Most of the canonical scriptures – sūtras, tantras, and śāstras – were translated from Sanskrit originals, under the guidance of Indian scholars (paṇḍita) who helped the transmission of Buddhism into Tibet. The translations were carried out in a ‘scientific’ manner – with standardized terminology and syntactic rules – to maintain maximum closeness to the original. Therefore, Tibetan translations are generally held to be very reliable. Yet, no text was meant to be studied without oral transmission and detailed practical instruction from a learned and experienced master. The tantras in particular have always been considered as esoteric, virtually unintelligible without oral transmission of their actual meaning and proper initiation into their practice.

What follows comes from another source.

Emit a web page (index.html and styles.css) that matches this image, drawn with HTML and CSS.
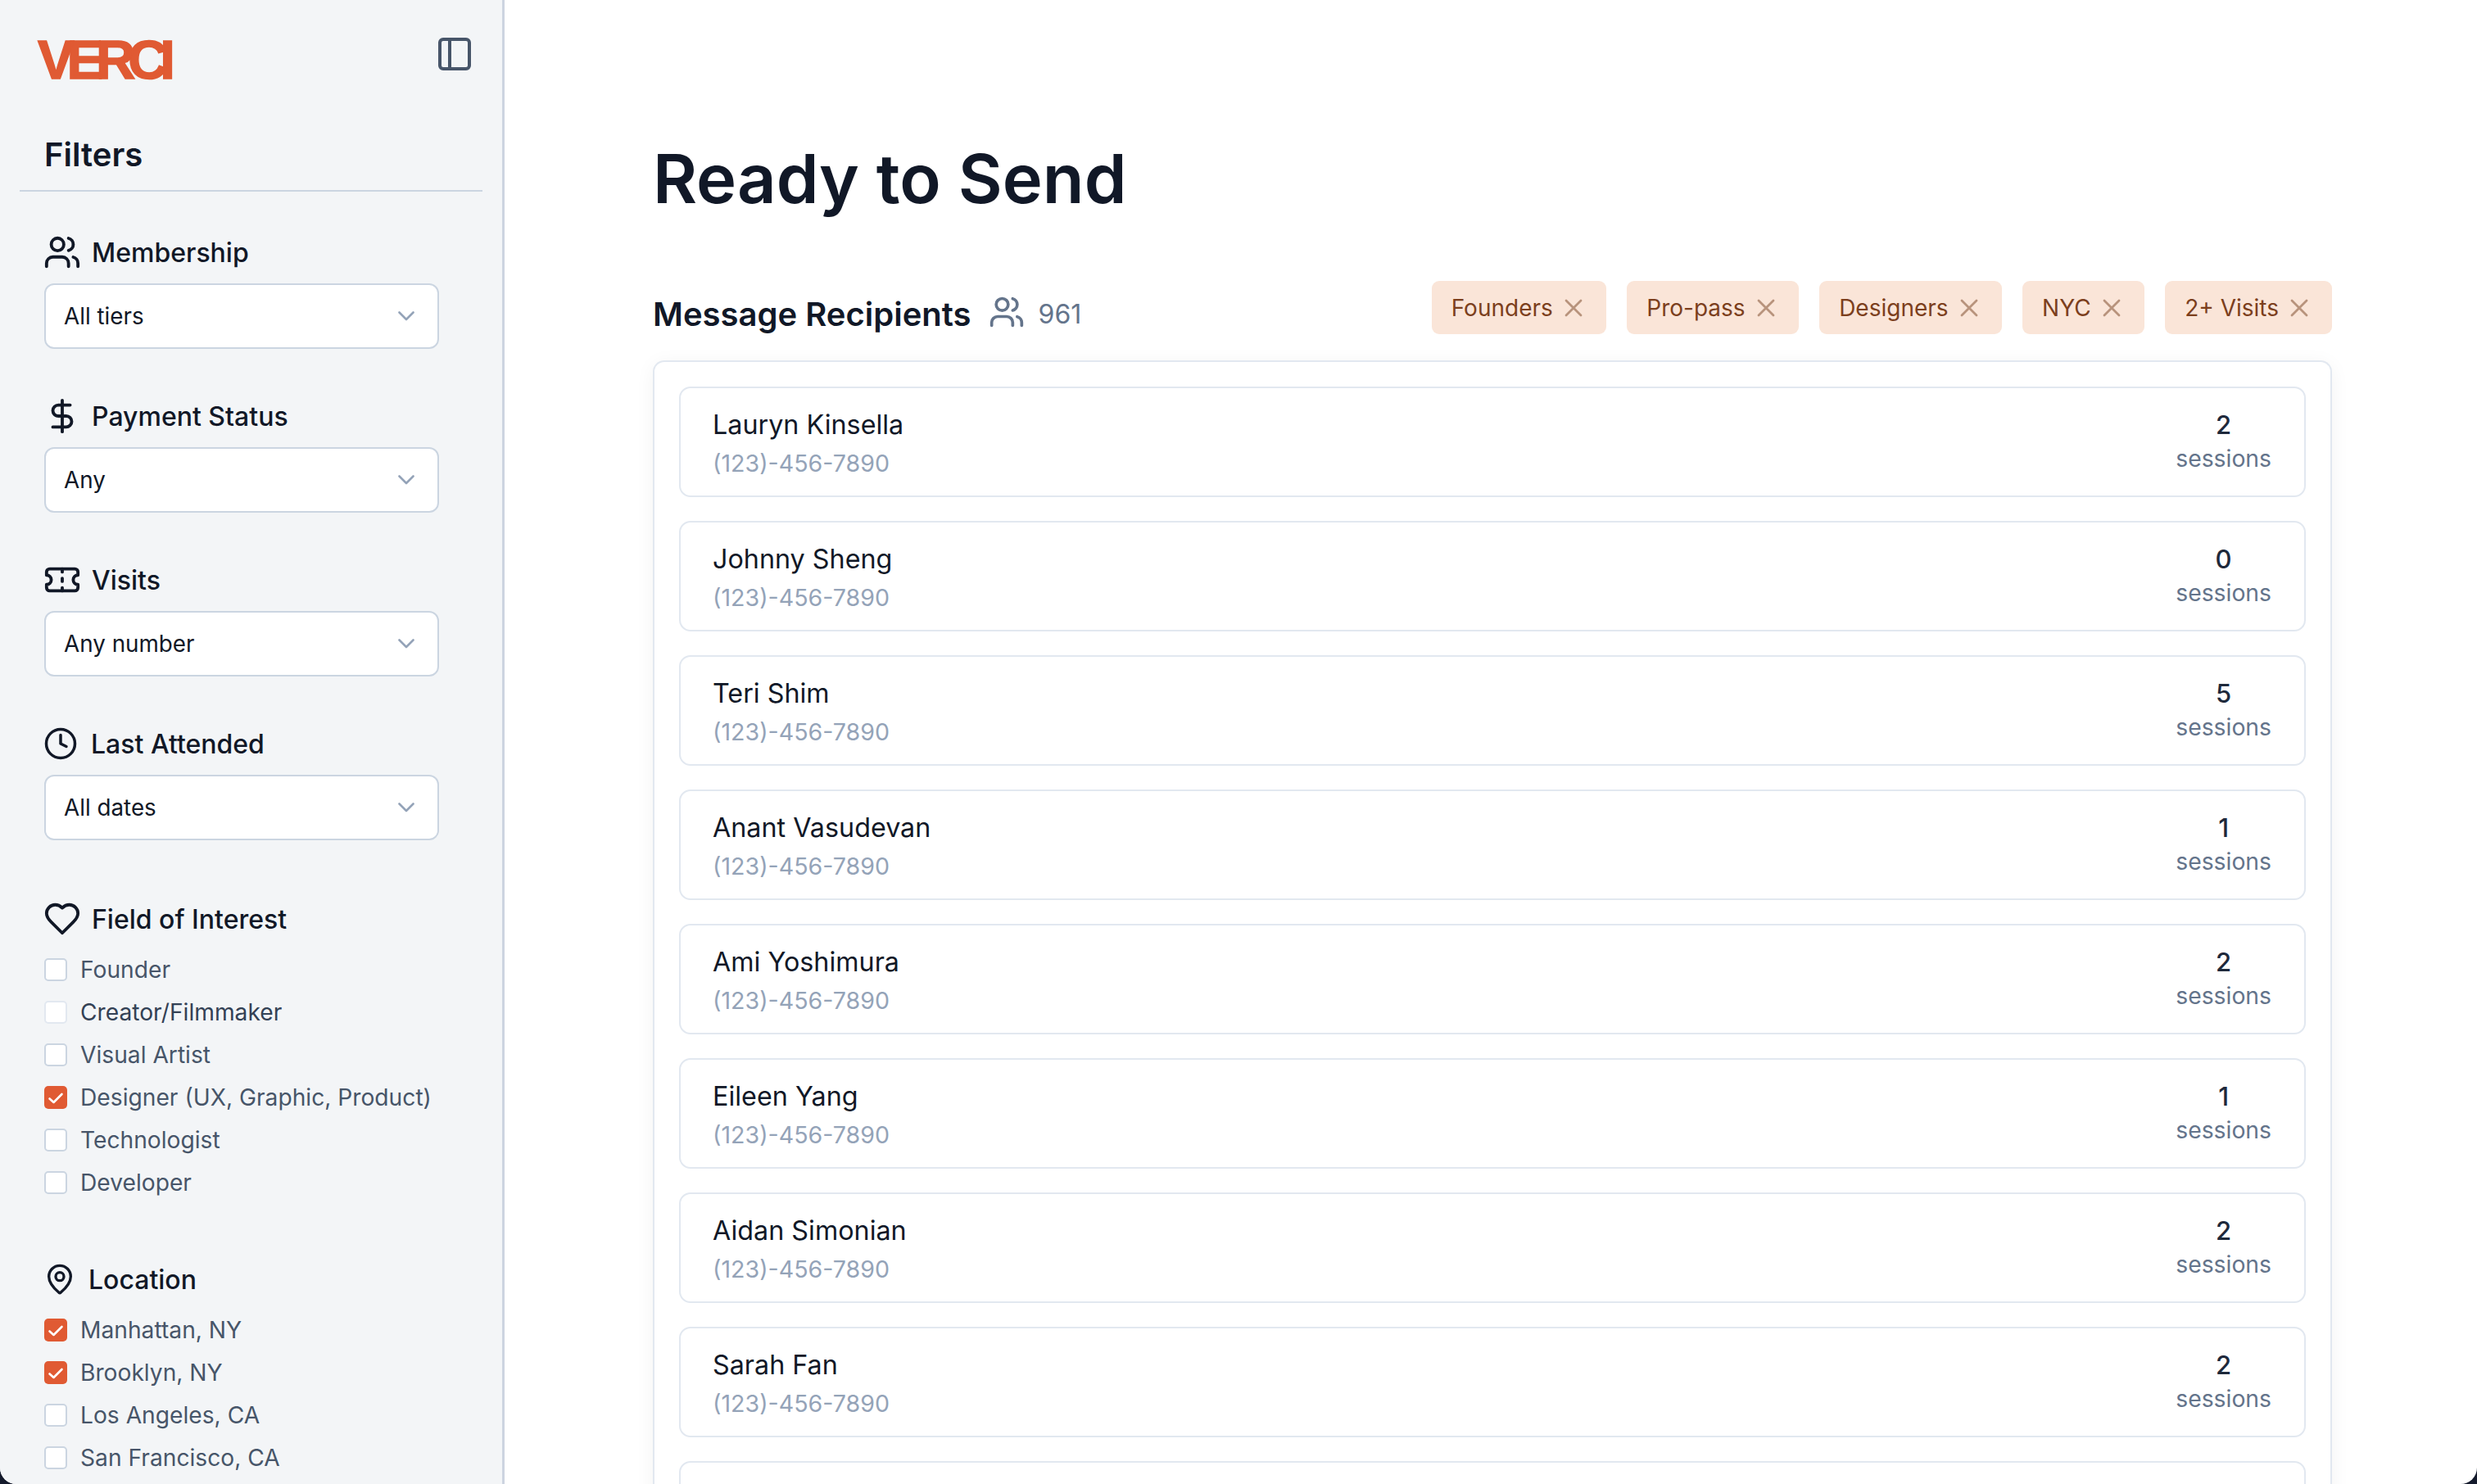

By the time the enormous task of translating the Indian Buddhist heritage was completed, the development of an indigenous Tibetan scholarship was well under the way. Tibetan authors started composing their own treatises to elucidate the meaning of the sūtras and śāstras, including the tantric scriptures. Faced with the immense variety of narrative, doctrine, and liberating technique contained in the canonical texts, they inevitably found themselves at the job of ordering and systematizing the material. Following the tradition of North-Indian Buddhist scholarship, they based their doctrinal syntheses on the śāstras of Nāgārjuna (ca. 150–250), Asaṅga (ca. 310–90, with Maitreya-nātha as his teacher), Vasubandhu (ca. 310–400), Dharmakīrti (ca. 530–600), Candrakīrti (7th century), and Ṥāntideva (ca. 650–750) – to mention only the greatest Mahāyāna philosophers. The tantras were also studied through the commentaries, instructions, and practice manuals written by Indian mahā-siddhas and tantric scholars, which were contained in a bulky section of the Tengyur. The different tantric lineages – systems of tantric practice handed down from master to disciple reaching Tibet from the seventh to twelfth centuries – became institutionalized in the four main schools and their various branches. Over time, those schools each developed its own literary tradition, resulting in an astonishing proliferation of Vajrayāna literature. Though following the Indian ways was the norm everywhere, there was room for creative innovation. These include ‘treasure’ texts hidden in Tibet or in the mind stream of Tibetan students by the Indian masters to be rediscovered later at an appropriate time which were included in canonical collections.32

7. The selected passages

Passages selected from the Vajrayāna tradition for this book represent the Vajrayāna Buddhist views on the topics selected for the volume. In accordance with the kind of texts emphasized in Tibetan Buddhism, these are best summarized by well-known Tibetan authors like Gampopa (1079–1153) or the Nyingmapa teacher Patrul Rinpoche (1808–1887), whose works we have most often utilized as sources for the selections. From among canonical sources, we have included a few passages from treatises of Nāgārjuna (*V.12) and Ṥāntideva (*V.34–5, 38), as well as Atiśa’s (982–1054) ‘Lamp for the Path to Awakening’ (*V.10) in its entirety. Texts from Gelukpa teachers are Tsongkhapa’s ‘The Abbreviated Points of the Graded Path’ (*V.40), ‘Prayer of the Secret Life of Tsongkhapa’ (*V.91), on the latter, and ‘The Song of the Four Mindfulnesses’ (*V.69) of the Seventh Dalai Lama (1708–1757). ‘Mind Training: An Experiential Song of Parting from the Four Attachments’ (*V.16) is by Sakyapa and Ri-may teacher Khyentse Wangpo (1829–1870). The tantric genius for poetry is illustrated by some verses from Tibet’s greatest poet, Milarepa (*V.8, 11, 17, 23). Specifically tantric texts are best featured in Chapter 2. (‘Different Perspectives on the Buddha’) – where the tantric view of innate Buddhahood is illustrated by passages taken from the textual tradition of the Great Completion (Dzogchen; *V.2–6). More information on these and other texts are supplied in the introductions and footnotes.

Most English translations have been newly prepared from the Tibetan by myself for the purpose of inclusion in this volume, though they have profited from already existing translations, which are duly noted.

The translator wishes to thank all those who supported the project. May it benefit many!